According to the analysis performed at the national level, period 1960-2012 is characterized by a trend of mean annual temperatures of 0,3°C per decade. Depending on the scenario, a temperature increase ranging from 3.2 to 4°C can be expected by the end of the century as well as a precipitation deficit of 20%. These changes will be accompanied by intensive – mainly temperature, extremes. Largest climate change impacts are observed and projected in agriculture, hydrology, forestry, human health and biodiversity sectors.
Since 2000, Republic of Serbia was faced with several significant extreme climate and weather events which caused considerable material and financial damage as well as human casualties. Two distinct events were the 2012 drought and the 2014 flood. 2012 drought was particularly severe, contributing to reduction in yield of certain crops by 50%. Estimates show that droughts from 2000, 2003, 2007 and 2012 caused more than 3.5 billion EUR worth of damage, while the 2014 floods caused more than 1.5 billion EUR. Estimates show that material damage incurred by the forest fires in the period 2000-2009 was well above 300 million EUR.
The total damage caused by extreme climate and weather events, since 2000, exceeds five billion EUR and more than 70% of the losses are associated with drought and high temperatures. Second major cause of significant losses was floods. Total estimated investment in implementation of projects that can be considered as adaptation measures in the period 2000-2015 amounts to approximately 68 million EUR.
In order for Serbia to fulfil its international obligations, with a main focus on UN Framework Convention on Climate Change (UNFCCC), Ministry of Agriculture and Environmental Protection as a competent institution in cooperation with relevant governmental institutions (Ministry of Mining and Energy and Serbian Environmental Protection Agency) developed Intended Nationally Determined Contributions (INDCs) that were adopted by the Government of the Republic of Serbia, on 11 June 2015. Republic of Serbia was among the first ten countries in the world and first in the region to submit its INDCs to the UNFCCC Secretariat in June 2015.
INDCs of the Republic of Serbia were developed on the basis of GHG emission data in 1990, official data and projections, national strategic and planning documents and current and planned legislative framework which is primarily derived from the process of harmonization with the EU acquis. Total national GHG emission reduction until 2030, in accordance with the “scenario with measures” is to be 9.8% compared to 1990 emissions.
In accordance with the requirements of the Paris Agreement, Republic of Serbia initiated activities on revision of the INDCs mainly through IPA 2014 project “Climate Strategy and Action plan”.
At the same time, Republic of Serbia has set up major components of the institutional and legal framework necessary for combating climate change. Basis of adequate planning and climate policy consists of accurate, consistent and transparent GHG emission data (GHG inventory). Credibility of the GHG inventory largely depends on the quantity and quality of relevant data. In the forthcoming period it is necessary to define clear and precise procedural competences for collection and submission of data, improve quality of the data as well as QA/QC (quality assurance and quality control system) and procedure for uncertainty assessment, reporting and archiving.
Establishment of a system for monitoring, reporting and verification (MRV) is one of the main requirements of the UN Framework Convention on Climate Change, as well as the EU Acquis.
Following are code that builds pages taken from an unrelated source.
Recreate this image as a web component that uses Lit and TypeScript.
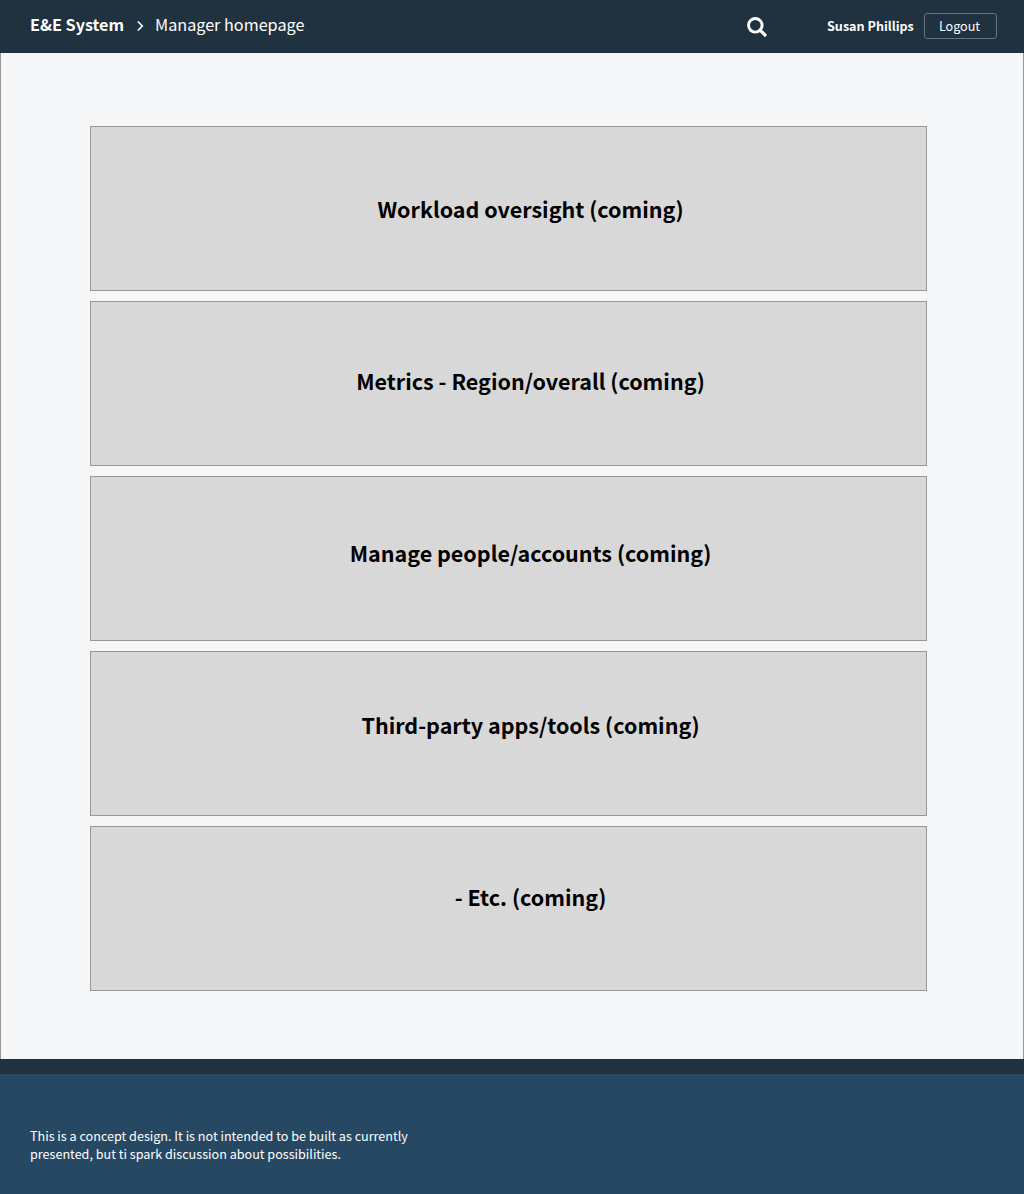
import { LitElement, html, css } from "lit";
import { customElement } from "lit/decorators.js";

const SECTIONS = [
  "Workload oversight (coming)",
  "Metrics - Region/overall (coming)",
  "Manage people/accounts (coming)",
  "Third-party apps/tools (coming)",
  "- Etc. (coming)",
];

@customElement("app-root")
export class AppRoot extends LitElement {
  static styles = css`
    :host {
      display: flex;
      flex-direction: column;
      height: 1194px;
      box-sizing: border-box;
      overflow: hidden;
      font-family: "Noto Sans CJK SC", "Noto Sans", sans-serif;
      background: #f4f6f8;
      color: #000;
    }
    * { box-sizing: border-box; }
    .header {
      height: 53px;
      flex: none;
      display: flex;
      align-items: center;
      padding: 0 27px 1px 30px;
      background: #20313f;
      color: #fff;
    }
    .brand, .title { font-size: 16.2px; line-height: 26px; padding-bottom: 5px; }
    .brand { width: 94px; white-space: nowrap; font-weight: 700; }
    .chevron { width: 8px; height: 12px; margin: 0 11px 0 12px; }
    .search { width: 20px; height: 20px; margin: 2px 0 0 auto; }
    .user { width: 87px; white-space: nowrap; font-size: 12.6px; font-weight: 700; margin: 0 10px 0 60px; padding-bottom: 2px; }
    .logout {
      width: 73px;
      height: 26px;
      padding: 0 2px 0 0;
      border: 1px solid #66727d;
      border-radius: 3px;
      background: transparent;
      color: #fff;
      font: 12.6px/24px "Noto Sans CJK SC", "Noto Sans", sans-serif;
    }
    .main {
      height: 1006px;
      flex: none;
      display: flex;
      flex-direction: column;
      gap: 10px;
      padding: 73px 96px 0 89px;
      border: solid #979797;
      border-width: 0 1px;
    }
    .card {
      height: 165px;
      flex: none;
      border: 1px solid #979797;
      background: #d8d8d8;
      padding-left: 44px;
      text-align: center;
    }
    .card h2 { margin: 0; font-size: 21.5px; line-height: 34px; font-weight: 700; }
    .c0 { padding-top: 65px; }
    .c1 { padding-top: 62px; }
    .c2 { padding-top: 59px; }
    .c3 { padding-top: 56px; }
    .c4 { padding-top: 53px; }
    .footer {
      flex: 1;
      border-top: 15px solid #20313f;
      background: #274863;
      color: #fff;
      padding: 53px 30px 0;
      font-size: 12.6px;
      line-height: 18px;
    }
    .footer p { margin: 0; }
  `;

  render() {
    return html`
      <header class="header">
        <span class="brand">E&amp;E System</span>
        <svg class="chevron" viewBox="0 0 8 12" fill="none" stroke="#fff" stroke-width="1.6"><path d="M1.8 1.5 6.3 6 1.8 10.5" /></svg>
        <span class="title">Manager homepage</span>
        <svg class="search" viewBox="0 0 20 20" fill="none" stroke="#fff"><circle cx="8.3" cy="8.3" r="6.8" stroke-width="2.9" /><path d="M13.2 13.2 18 18" stroke-width="3.2" stroke-linecap="round" /></svg>
        <span class="user">Susan Phillips</span>
        <button class="logout">Logout</button>
      </header>
      <main class="main">
        ${SECTIONS.map((s, i) => html`<section class="card c${i}"><h2>${s}</h2></section>`)}
      </main>
      <footer class="footer">
        <p>This is a concept design. It is not intended to be built as currently<br />presented, but ti spark discussion about possibilities.</p>
      </footer>
    `;
  }
}
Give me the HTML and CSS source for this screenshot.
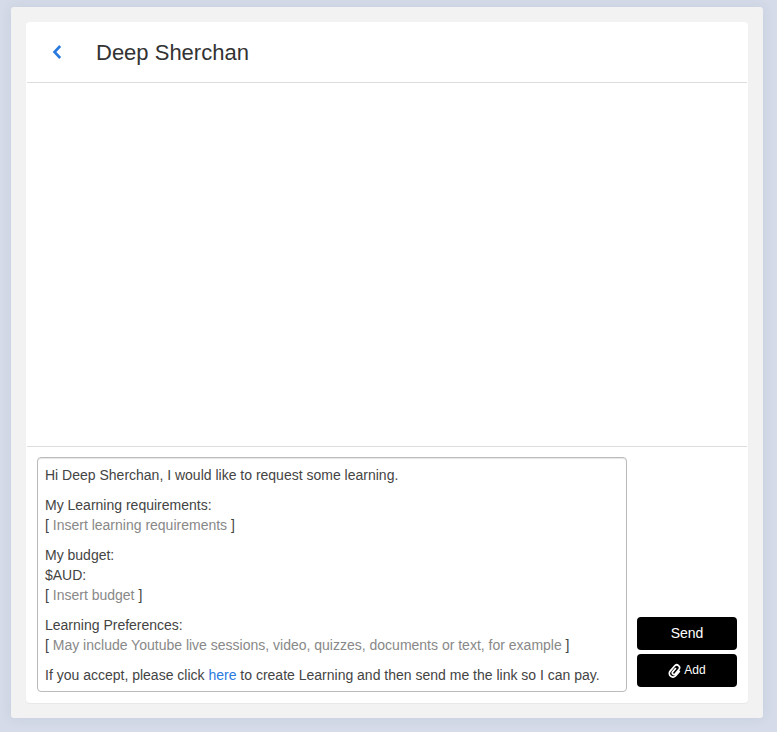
FILE: index.html
```html
<!DOCTYPE html>
<html lang="en">
<head>
	<meta charset="utf-8">
	<title>Messages - Deep Sherchan</title>
	<meta name="viewport" content="width=device-width, initial-scale=1">
	<link rel="stylesheet" href="styles.css">
</head>
<body>
	<main class="panel">
		<section class="chat">
			<header class="chat-header">
				<a class="back" href="#" aria-label="Back">
					<svg width="10" height="14" viewBox="0 0 10 14"><path d="M8.2 1L2.5 7L8.2 13" fill="none" stroke="currentColor" stroke-width="2.6"/></svg>
				</a>
				<h1 class="chat-title">Deep Sherchan</h1>
			</header>

			<div class="messages"></div>

			<form class="compose">
				<div class="editor" contenteditable="true" role="textbox" aria-multiline="true" aria-label="Message" spellcheck="false">
					<p>Hi Deep Sherchan, I would like to request some learning.</p>
					<p>My Learning requirements:<br>[ <span class="hint">Insert learning requirements</span> ]</p>
					<p>My budget:<br>$AUD:<br>[ <span class="hint">Insert budget</span> ]</p>
					<p>Learning Preferences:<br>[ <span class="hint">May include Youtube live sessions, video, quizzes, documents or text, for example</span> ]</p>
					<p>If you accept, please click <a href="#">here</a> to create Learning and then send me the link so I can pay.</p>
				</div>
				<div class="actions">
					<button class="btn" type="submit">Send</button>
					<button class="btn btn-small" type="button">
						<!-- paperclip -->
						<svg width="14" height="16" viewBox="0 0 14 16"><g transform="translate(0 2) rotate(40 7 7)" fill="none" stroke="currentColor" stroke-width="1.7" stroke-linecap="round"><path d="M10.6 4.5V10.2A3.6 3.6 0 0 1 3.4 10.2V3.4A2.8 2.8 0 0 1 9 3.4V9.6A1.7 1.7 0 0 1 5.8 9.6V4.8"/></g></svg>
						Add
					</button>
				</div>
			</form>
		</section>
	</main>
</body>
</html>
```
FILE: styles.css
```css
* {
	box-sizing: border-box;
}
body {
	margin: 0;
	min-height: 100vh;
	padding: 7px 14px 14px 11px;
	display: flex;
	background: #d5dbe8;
	color: #444;
	font: 14px/20px "Liberation Sans", Arial, sans-serif;
}
a {
	color: #2a7ade;
	text-decoration: none;
}

.panel {
	flex: 1;
	display: flex;
	padding: 15px;
	background: #f2f2f2;
	border-radius: 3px;
	box-shadow: 0 0 12px rgba(60, 90, 150, 0.1);
}
.chat {
	flex: 1;
	min-width: 0;
	display: flex;
	flex-direction: column;
	padding: 0 1px 1px;
	background: #fff;
	border-radius: 4px;
	box-shadow: 0 1px 1px rgba(0, 0, 0, 0.05);
}

/* header */
.chat-header {
	display: flex;
	align-items: center;
	gap: 34px;
	height: 61px;
	padding: 0 25px;
	border-bottom: 1px solid #ddd;
}
.back {
	display: flex;
}
.chat-title {
	margin: 0;
	padding-top: 2px;
	color: #333;
	font-size: 22px;
	line-height: 24px;
	font-weight: normal;
}

.messages {
	flex: 1;
}

/* message form */
.compose {
	display: flex;
	align-items: flex-end;
	gap: 10px;
	padding: 10px;
	border-top: 1px solid #ddd;
}
.editor {
	flex: 1;
	min-width: 0;
	padding: 7px 7px 6px;
	border: 1px solid #bbb;
	border-radius: 4px;
	box-shadow: inset 0 1px 1px rgba(0, 0, 0, 0.1);
}
.editor p {
	margin: 0 0 10px;
}
.editor p:last-child {
	margin-bottom: 0;
}
.hint {
	color: #888;
}
.actions {
	display: flex;
	flex-direction: column;
	gap: 4px;
	width: 100px;
	margin-bottom: 5px;
}
.btn {
	display: flex;
	align-items: center;
	justify-content: center;
	gap: 2px;
	height: 33px;
	padding: 0 0 2px;
	border: 0;
	border-radius: 4px;
	background: #000;
	color: #fff;
	font: inherit;
}
.btn-small {
	font-size: 12px;
}
```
Recognizing the importance of MRV for progress monitoring but also for improvement of planning and implementation of climate change policies, Republic of Serbia has set up certain important elements of this system.
Establishment of a complete MRV system, or rather system for collection of climate change relevant data and information, started with a financial and technical assistance provided by the EU (through IPA project „Establishment of a mechanism for the implementation of the MMR“) while the ministry in charge of environment and climate change is responsible for the implementation of the project. Complete MRV system will include monitoring of GHG emissions, policies and measures, GHG emission projections and mitigation measures, as well as reporting on the latter and monitoring of activities relevant for planning of adaptation to climate change, etc.
Monitoring Mechanism Regulation (MMR), implemented in EU member states, is a legal act that regulates monitoring and reporting on all anthropogenic greenhouse gas emissions defined under the Kyoto Protocol. MMR represents a legal framework for the creation of policies and measures with appropriate projections, fulfilment of obligations towards UNFCCC regarding national programmes, greenhouse gas inventories, national systems and registries of EU member states and the EU itself.
According to the law, Serbian Environmental Protection Agency (SEPA) is responsible for the development of a national GHG inventory. SEPA is also responsible for the implementation of quality control procedures in order to ensure transparency, accuracy, completeness and consistency of input data, emission factors and other parameters, as well as for calculation of GHG emissions in accordance with its QA/QC plan.
Aside from the legal framework that incites and stimulates certain types of activities, GHG emission reduction is achieved mainly through implementation of concrete infrastructural projects. In order to reach specified GHG emission reduction potential per sector, priority activities were identified for the sectors of energy, waste and forestry. Implementation of these activities requires foreign technical and financial assistance.
Anthropogenic climate change, but mainly increase of concentration of greenhouse gases in the atmosphere, can be undoubtedly detected nowadays and quantified by measuring changes of many elements of the climate system. Goal of adaptation is reduction of potential negative effects of climate change. Also, it aims to ensure functioning of the system or, if possible, its improvement, in case positive effects of changes occurs. This can be achieved by applying proper planned measures in natural and socio-economic systems. Future risk and vulnerability analysis in selected sectors (water management, agriculture, forestry and biodiversity) will allow identification of priority adaptation measures, which is also a part of the project “Climate Strategy and Action plan”.